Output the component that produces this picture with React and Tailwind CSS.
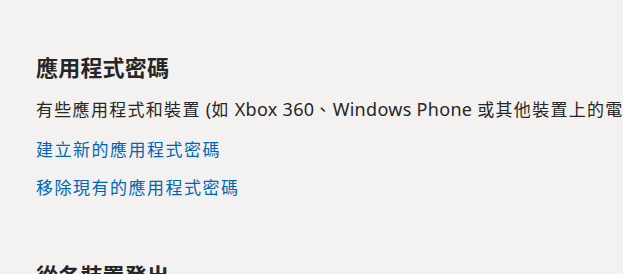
function L({ children }) {
  return <span className="text-[18px] tracking-[0.3px]">{children}</span>;
}

export default function App() {
  return (
    <div
      className="w-[623px] h-[274px] overflow-hidden bg-[#f3f2f1] text-[#262626]"
      style={{ fontFamily: '"Noto Sans", "Noto Sans CJK TC", sans-serif' }}
    >
      <div className="pl-[36px] pt-[53px] flex flex-col">
        <h2 className="text-[22px] leading-[28px] font-semibold tracking-[0.2px] whitespace-nowrap">應用程式密碼</h2>
        <p className="mt-[16px] text-[17px] leading-[24px] tracking-[1.3px] whitespace-nowrap">
          有些應用程式和裝置<L> (</L>如<L> Xbox 360</L>、<L>Windows Phone </L>或其他裝置上的電子郵件應用程式<L>) </L>不支援兩步驟驗證的安全性代碼。
        </p>
        <a href="#" className="mt-[16px] text-[17px] leading-[24px] tracking-[1.5px] text-[#0067b8] whitespace-nowrap">
          建立新的應用程式密碼
        </a>
        <a href="#" className="mt-[14px] text-[17px] leading-[24px] tracking-[1.5px] text-[#0067b8] whitespace-nowrap">
          移除現有的應用程式密碼
        </a>
        <h2 className="mt-[61px] text-[22px] leading-[28px] font-semibold tracking-[0.2px] whitespace-nowrap">從各裝置登出</h2>
      </div>
    </div>
  );
}
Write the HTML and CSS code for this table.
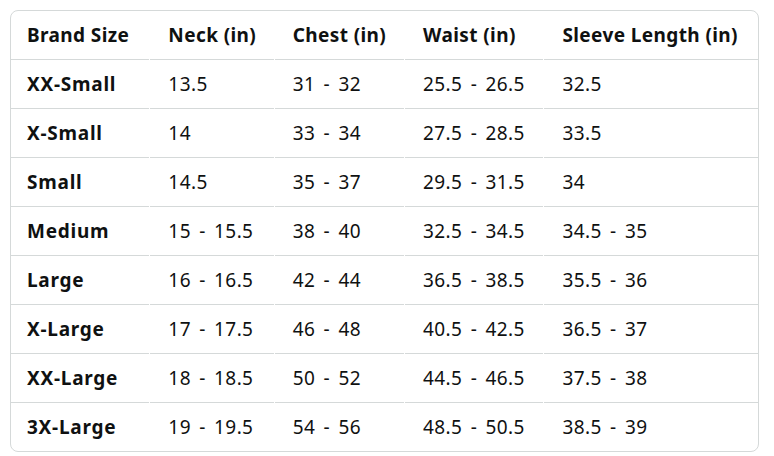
FILE: index.html
```html
<!DOCTYPE html>
<html>
<head>
<meta charset="utf-8">
<link rel="stylesheet" href="styles.css">
</head>
<body>
<div class="size-chart">
  <table class="chart">
    <colgroup>
      <col class="c1"><col class="c2"><col class="c3"><col class="c4"><col class="c5">
    </colgroup>
    <thead>
      <tr><th>Brand Size</th><th>Neck (in)</th><th>Chest (in)</th><th>Waist (in)</th><th>Sleeve Length (in)</th></tr>
    </thead>
    <tbody>
      <tr><th>XX-Small</th><td>13.5</td><td>31 - 32</td><td>25.5 - 26.5</td><td>32.5</td></tr>
      <tr><th>X-Small</th><td>14</td><td>33 - 34</td><td>27.5 - 28.5</td><td>33.5</td></tr>
      <tr><th>Small</th><td>14.5</td><td>35 - 37</td><td>29.5 - 31.5</td><td>34</td></tr>
      <tr><th>Medium</th><td>15 - 15.5</td><td>38 - 40</td><td>32.5 - 34.5</td><td>34.5 - 35</td></tr>
      <tr><th>Large</th><td>16 - 16.5</td><td>42 - 44</td><td>36.5 - 38.5</td><td>35.5 - 36</td></tr>
      <tr><th>X-Large</th><td>17 - 17.5</td><td>46 - 48</td><td>40.5 - 42.5</td><td>36.5 - 37</td></tr>
      <tr><th>XX-Large</th><td>18 - 18.5</td><td>50 - 52</td><td>44.5 - 46.5</td><td>37.5 - 38</td></tr>
      <tr><th>3X-Large</th><td>19 - 19.5</td><td>54 - 56</td><td>48.5 - 50.5</td><td>38.5 - 39</td></tr>
    </tbody>
  </table>
</div>
</body>
</html>
```
FILE: styles.css
```css
html, body {
  margin: 0;
  padding: 0;
  background: #ffffff;
}
body {
  font-family: "Noto Sans", "Open Sans", sans-serif;
  color: #0f1111;
}
.size-chart {
  margin: 10px;
  width: 749px;
  box-sizing: border-box;
  border: 1px solid #d5d9d9;
  border-radius: 8px;
  overflow: hidden;
}
.chart {
  table-layout: fixed;
  border-collapse: separate;
  border-spacing: 1px 0;
  margin: 0 -1px;
  width: calc(100% + 2px);
}
.c1 { width: 138px; }
.c2 { width: 123px; }
.c3 { width: 129px; }
.c4 { width: 138px; }
.c5 { width: 213px; }
.chart th,
.chart td {
  padding: 0 0 0 18px;
  height: 48px;
  line-height: 48px;
  font-size: 19px;
  letter-spacing: 0.4px;
  text-align: left;
  white-space: nowrap;
  vertical-align: middle;
}
.chart th { font-weight: 700; }
.chart td {
  font-weight: 400;
  word-spacing: 3px;
}
.chart tbody th { letter-spacing: 0.75px; }
.chart tr > :first-child { padding-left: 16px; }
.chart tbody th,
.chart tbody td {
  border-top: 1px solid #d5d9d9;
}
```
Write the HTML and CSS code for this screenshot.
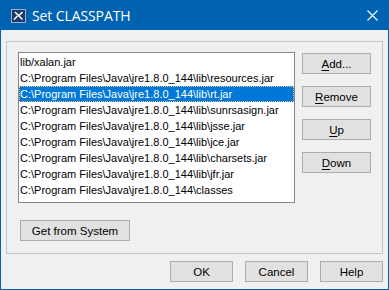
FILE: index.html
```html
<!DOCTYPE html>
<html lang="en">
<head>
  <meta charset="UTF-8">
  <title>Set CLASSPATH</title>
  <link rel="stylesheet" href="styles.css">
</head>
<body>
  <div class="window">
    <div class="titlebar">
      <svg class="app-icon" width="15" height="14" viewBox="0 0 15 14">
        <rect x="0.5" y="0.5" width="14" height="13" fill="#1d3a6b" stroke="#9fb0cc"/>
        <path d="M3 10.5 L6.5 7 M4 3 L11.5 10.5 M11.5 3 L8 6.5" stroke="#ffffff" stroke-width="1.5" fill="none"/>
      </svg>
      <span class="title">Set CLASSPATH</span>
      <svg class="close" width="11" height="11" viewBox="0 0 11 11">
        <path d="M0.5 0.5 L10.5 10.5 M10.5 0.5 L0.5 10.5" stroke="#ffffff" stroke-width="1.1"/>
      </svg>
    </div>

    <div class="content">
      <div class="panel">
        <div class="top-row">
          <div class="list">
            <div class="item">lib/xalan.jar</div>
            <div class="item">C:\Program Files\Java\jre1.8.0_144\lib\resources.jar</div>
            <div class="item selected">C:\Program Files\Java\jre1.8.0_144\lib\rt.jar</div>
            <div class="item">C:\Program Files\Java\jre1.8.0_144\lib\sunrsasign.jar</div>
            <div class="item">C:\Program Files\Java\jre1.8.0_144\lib\jsse.jar</div>
            <div class="item">C:\Program Files\Java\jre1.8.0_144\lib\jce.jar</div>
            <div class="item">C:\Program Files\Java\jre1.8.0_144\lib\charsets.jar</div>
            <div class="item">C:\Program Files\Java\jre1.8.0_144\lib\jfr.jar</div>
            <div class="item">C:\Program Files\Java\jre1.8.0_144\classes</div>
          </div>
          <div class="side-buttons">
            <button class="btn side"><u>A</u>dd...</button>
            <button class="btn side"><u>R</u>emove</button>
            <button class="btn side"><u>U</u>p</button>
            <button class="btn side"><u>D</u>own</button>
          </div>
        </div>
        <button class="btn system">Get from System</button>
      </div>

      <div class="footer">
        <button class="btn dlg">OK</button>
        <button class="btn dlg">Cancel</button>
        <button class="btn dlg">Help</button>
      </div>
    </div>
  </div>
</body>
</html>
```

FILE: styles.css
```css
:root {
  --title-bg: #0063b1;
  --face: #f0f0f0;
  --btn-bg: #e1e1e1;
  --btn-border: #adadad;
  --select-bg: #0078d7;
}

* {
  box-sizing: border-box;
}

body {
  margin: 0;
  font-family: 'Liberation Sans', Arial, sans-serif;
  font-size: 11.5px;
  color: #000;
  background: var(--face);
}

.window {
  width: 389px;
  height: 290px;
  display: flex;
  flex-direction: column;
}

.titlebar {
  height: 30px;
  background: var(--title-bg);
  color: #fff;
  display: flex;
  align-items: center;
  padding: 0 11px;
}

.app-icon {
  margin-top: 1px;
}

.title {
  font-family: 'Open Sans', 'Noto Sans', sans-serif;
  font-size: 14px;
  margin-left: 6px;
  flex: 1;
  letter-spacing: -0.1px;
}

.content {
  flex: 1;
  border: 1px solid var(--title-bg);
  border-top: none;
  padding: 11px 5px 0 5px;
  display: flex;
  flex-direction: column;
}

.panel {
  height: 213px;
  border: 1px solid #c4c4c4;
  padding: 10px 10px 0 11px;
}

.top-row {
  display: flex;
}

.list {
  width: 277px;
  height: 151px;
  background: #fff;
  border: 1px solid #828790;
  padding: 1px 0 0 0;
  overflow: hidden;
}

.item {
  height: 16px;
  line-height: 16px;
  padding-left: 1px;
  white-space: nowrap;
  font-size: 11px;
}

.item.selected {
  background: var(--select-bg);
  color: #fff;
  outline: 1px dotted #f4c27a;
  outline-offset: -1px;
}

.side-buttons {
  margin-left: 7px;
  display: flex;
  flex-direction: column;
  gap: 12px;
  padding-top: 1px;
}

.btn {
  font-family: 'Liberation Sans', Arial, sans-serif;
  font-size: 11.5px;
  color: #000;
  background: var(--btn-bg);
  border: 1px solid var(--btn-border);
  height: 21px;
  padding: 0;
  margin: 0;
}

.btn u {
  text-decoration-thickness: 1px;
  text-underline-offset: 2px;
}

.side {
  width: 69px;
}

.system {
  width: 110px;
  margin-top: 17px;
  margin-left: 2px;
}

.footer {
  display: flex;
  justify-content: flex-end;
  gap: 12px;
  margin-top: 7px;
}

.dlg {
  width: 63px;
}
```
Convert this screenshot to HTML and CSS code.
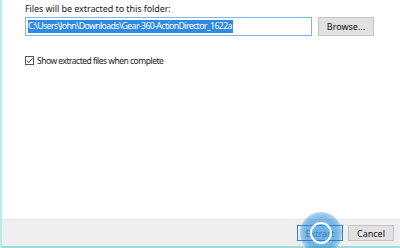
FILE: index.html
```html
<!DOCTYPE html>
<html>
<head>
    <link rel="stylesheet" href="styles.css">
</head>
<body>
    <div class="dialog">
        <div class="content">
            <div class="label">Files will be extracted to this folder:</div>
            <div class="path-row">
                <div class="path-input"><span class="selected">C:\Users\John\Downloads\Gear-360-ActionDirector_1622a</span></div>
                <button class="btn browse">Browse...</button>
            </div>
            <label class="check-row">
                <span class="checkbox">
                    <svg width="9" height="9" viewBox="0 0 9 9"><path d="M1.5 4.6 L3.6 6.7 L7.6 2.2" fill="none" stroke="#333" stroke-width="1"/></svg>
                </span>
                <span class="check-text">Show extracted files when complete</span>
            </label>
        </div>
        <div class="footer">
            <button class="btn primary">Extract</button>
            <button class="btn">Cancel</button>
            <div class="touch"><div class="ring"></div></div>
        </div>
    </div>
</body>
</html>
```

FILE: styles.css
```css
html, body {
    margin: 0;
    padding: 0;
    height: 100%;
}

body {
    font-family: "Noto Sans", "Open Sans", sans-serif;
    font-size: 9px;
    color: #1a1a1a;
    background-color: #fff;
    overflow: hidden;
}

.dialog {
    height: 248px;
    display: flex;
    flex-direction: column;
    border-left: 2px solid #b7ebe7;
    box-sizing: border-box;
}

.content {
    flex: 1;
    padding: 2px 0 0 23px;
}

.label {
    height: 14px;
    line-height: 14px;
    letter-spacing: -0.08px;
}

.path-row {
    display: flex;
    align-items: center;
    margin-top: 1px;
}

.path-input {
    width: 283px;
    height: 17px;
    border: 1px solid #7fb5ea;
    display: flex;
    align-items: center;
    padding-left: 2px;
    overflow: hidden;
    white-space: nowrap;
}

.selected {
    background-color: #2f8ae0;
    color: #fff;
    line-height: 13px;
    font-size: 8.8px;
    letter-spacing: -0.65px;
    padding-right: 1px;
}

.btn {
    font-family: inherit;
    font-size: 9px;
    color: #111;
    background-color: #e1e1e1;
    border: 1px solid #c4c4c4;
    height: 16px;
    width: 46px;
    padding: 0;
    margin: 0;
}

.browse {
    width: 56px;
    height: 19px;
    margin-left: 6px;
}

.check-row {
    display: flex;
    align-items: center;
    margin-top: 19px;
    gap: 3px;
}

.check-text {
    font-size: 8.5px;
    letter-spacing: -0.5px;
}

.checkbox {
    width: 7px;
    height: 7px;
    border: 1px solid #555;
    display: flex;
    align-items: center;
    justify-content: center;
    background: #fff;
}

.checkbox svg {
    flex: none;
}

.footer {
    position: relative;
    height: 26px;
    background-color: #efefef;
    border-top: 1px solid #e8e8e8;
    border-bottom: 2px solid #9fdcdc;
    display: flex;
    justify-content: flex-end;
    align-items: center;
    gap: 5px;
    padding-right: 6px;
}

.primary {
    border-color: #2f86d6;
    background-color: #e3eef9;
    color: #4a7fb0;
}

.touch {
    position: absolute;
    left: 298px;
    top: -8px;
    width: 42px;
    height: 42px;
    border-radius: 50%;
    background: radial-gradient(circle, rgba(30, 136, 210, 0.6) 0%, rgba(30, 136, 210, 0.55) 55%, rgba(30, 136, 210, 0.2) 78%, rgba(30, 136, 210, 0) 100%);
    display: flex;
    align-items: center;
    justify-content: center;
}

.ring {
    width: 18px;
    height: 18px;
    border: 2px solid #fff;
    border-radius: 50%;
}
```
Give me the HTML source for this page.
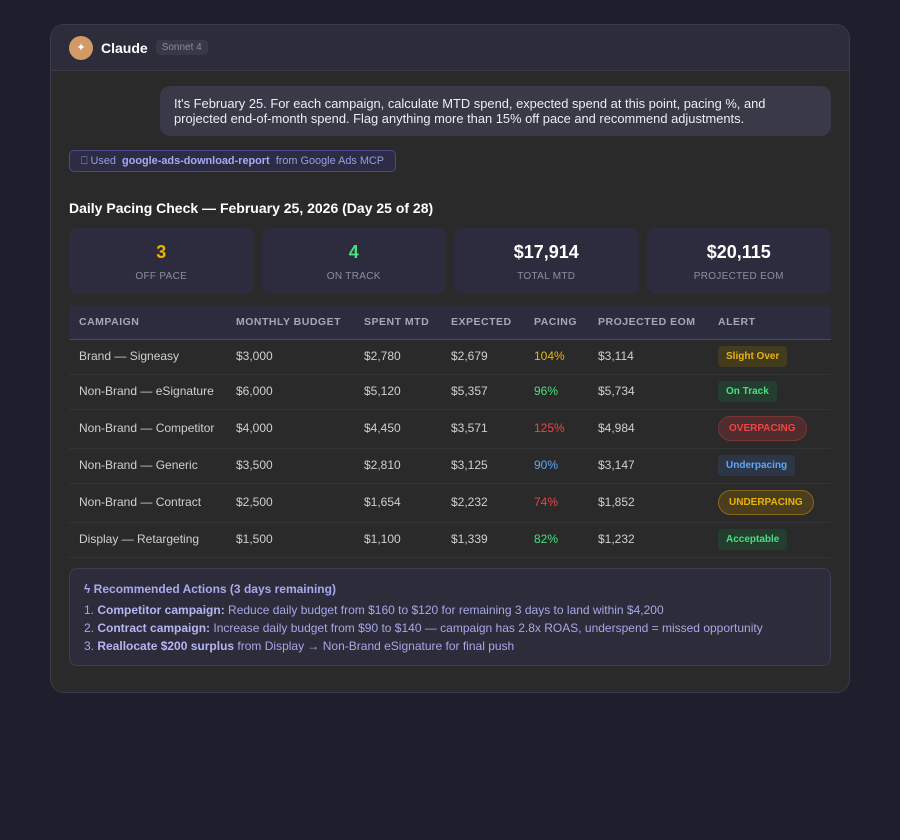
<!DOCTYPE html>
<html><head><meta charset="utf-8"><style>
*{box-sizing:border-box;margin:0;padding:0}
body{width:900px;height:840px;background:#1f1e2c;font-family:"Liberation Sans",sans-serif;position:relative;overflow:hidden}
.card{position:absolute;left:50px;top:24px;width:800px;height:669px;background:#2a2a2a;border:1px solid #3a3a48;border-radius:14px;overflow:hidden}
.hdr{height:46px;background:#2d2c3b;border-bottom:1px solid #3c3b4c;display:flex;align-items:center;padding-left:18px}
.av{width:24px;height:24px;border-radius:50%;background:#d29a64;color:#fff;font-size:11px;display:flex;align-items:center;justify-content:center}
.nm{color:#fff;font-weight:bold;font-size:14px;margin-left:8px}
.tag{background:#383846;color:#8a8a98;font-size:10px;padding:2px 6px;border-radius:4px;margin-left:8px}
.msg{position:absolute;left:109px;top:61px;width:671px;height:50px;background:#3a3948;border-radius:10px;color:#ececf2;font-size:12.9px;line-height:15px;padding:10px 14px}
.tool{position:absolute;left:18px;top:125px;height:22px;border:1px solid #4a4a8a;background:#2c2c44;border-radius:5px;color:#9a9ce0;font-size:10.9px;padding:0 11px;display:flex;align-items:center;white-space:pre}
.tool b{color:#a8aaf0}
h2{position:absolute;left:18px;top:175px;color:#fff;font-size:14px;font-weight:bold}
.stats{position:absolute;left:18px;top:203px;width:762px;display:flex;gap:8px}
.st{flex:1;height:66px;background:#2d2c3f;border-radius:9px;text-align:center}
.st .v{font-size:18px;font-weight:bold;margin-top:14px;color:#fff}
.st .v.y{color:#eab308}.st .v.g{color:#4ade80}
.st .l{font-size:10px;color:#8e8e9a;margin-top:8px;letter-spacing:.3px}
table{position:absolute;left:18px;top:280px;width:762px;border-collapse:collapse;font-size:12px}
th{background:#2d2c3f;color:#a6a6b4;font-size:10.5px;text-align:left;font-weight:bold;letter-spacing:.5px;height:34px;padding-left:10px;border-bottom:1px solid #4a4a58}
td{color:#cfcfd4;padding-left:10px;height:35px;border-bottom:1px solid #333338;padding-bottom:1px}
td.tall{height:39px}
.y{color:#eab308}.g{color:#4ade80}.r{color:#ef4444}.b{color:#60a5fa}.o{color:#f59e0b}
.p{display:inline-block;font-size:10px;font-weight:bold;padding:5px 8px;border-radius:4px}
.pr{display:inline-block;font-size:10px;font-weight:bold;padding:6px 10px;border-radius:14px}
.rec{position:absolute;left:18px;top:543px;width:762px;height:98px;background:#2d2c3b;border:1px solid #3e3d55;border-radius:8px;padding:11px 14px;color:#a6a8e6;font-size:12px}
.rec .t{font-weight:bold;color:#a8aaf0;margin-bottom:3px}
.rec div{line-height:18px}
.rec b{color:#b4b6f4}
</style></head><body>
<div class="card">
<div class="hdr"><div class="av">✦</div><span class="nm">Claude</span><span class="tag">Sonnet 4</span></div>
<div class="msg">It's February 25. For each campaign, calculate MTD spend, expected spend at this point, pacing %, and projected end-of-month spend. Flag anything more than 15% off pace and recommend adjustments.</div>
<div class="tool">⎕ Used  <b>google-ads-download-report</b>  from Google Ads MCP</div>
<h2>Daily Pacing Check — February 25, 2026 (Day 25 of 28)</h2>
<div class="stats">
<div class="st"><div class="v y">3</div><div class="l">OFF PACE</div></div>
<div class="st"><div class="v g">4</div><div class="l">ON TRACK</div></div>
<div class="st"><div class="v">$17,914</div><div class="l">TOTAL MTD</div></div>
<div class="st"><div class="v">$20,115</div><div class="l">PROJECTED EOM</div></div>
</div>
<table>
<colgroup><col style="width:157px"><col style="width:128px"><col style="width:87px"><col style="width:83px"><col style="width:64px"><col style="width:120px"><col></colgroup>
<tr><th>CAMPAIGN</th><th>MONTHLY BUDGET</th><th>SPENT MTD</th><th>EXPECTED</th><th>PACING</th><th>PROJECTED EOM</th><th>ALERT</th></tr>
<tr><td>Brand — Signeasy</td><td>$3,000</td><td>$2,780</td><td>$2,679</td><td class="y">104%</td><td>$3,114</td><td><span class="p y" style="background:#433b1f">Slight Over</span></td></tr>
<tr><td>Non-Brand — eSignature</td><td>$6,000</td><td>$5,120</td><td>$5,357</td><td class="g">96%</td><td>$5,734</td><td><span class="p g" style="background:#233d2e">On Track</span></td></tr>
<tr><td class="tall">Non-Brand — Competitor</td><td>$4,000</td><td>$4,450</td><td>$3,571</td><td class="r">125%</td><td>$4,984</td><td><span class="pr r" style="background:#4f2c2e;border:1px solid #7a3434">OVERPACING</span></td></tr>
<tr><td>Non-Brand — Generic</td><td>$3,500</td><td>$2,810</td><td>$3,125</td><td class="b">90%</td><td>$3,147</td><td><span class="p b" style="background:#2c3647">Underpacing</span></td></tr>
<tr><td class="tall">Non-Brand — Contract</td><td>$2,500</td><td>$1,654</td><td>$2,232</td><td class="r">74%</td><td>$1,852</td><td><span class="pr y" style="background:#4b3e1f;border:1px solid #85661f">UNDERPACING</span></td></tr>
<tr><td>Display — Retargeting</td><td>$1,500</td><td>$1,100</td><td>$1,339</td><td class="g">82%</td><td>$1,232</td><td><span class="p g" style="background:#233d2e">Acceptable</span></td></tr>
</table>
<div class="rec">
<div class="t">ϟ Recommended Actions (3 days remaining)</div>
<div>1. <b>Competitor campaign:</b> Reduce daily budget from $160 to $120 for remaining 3 days to land within $4,200</div>
<div>2. <b>Contract campaign:</b> Increase daily budget from $90 to $140 — campaign has 2.8x ROAS, underspend = missed opportunity</div>
<div>3. <b>Reallocate $200 surplus</b> from Display → Non-Brand eSignature for final push</div>
</div>
</div>
</body></html>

Exercise: Using the listing above, list every line in which the string "screenshot" occurs.

Completed task:
Write the HTML and CSS code for this screenshot.
Convert this screenshot to HTML and CSS code.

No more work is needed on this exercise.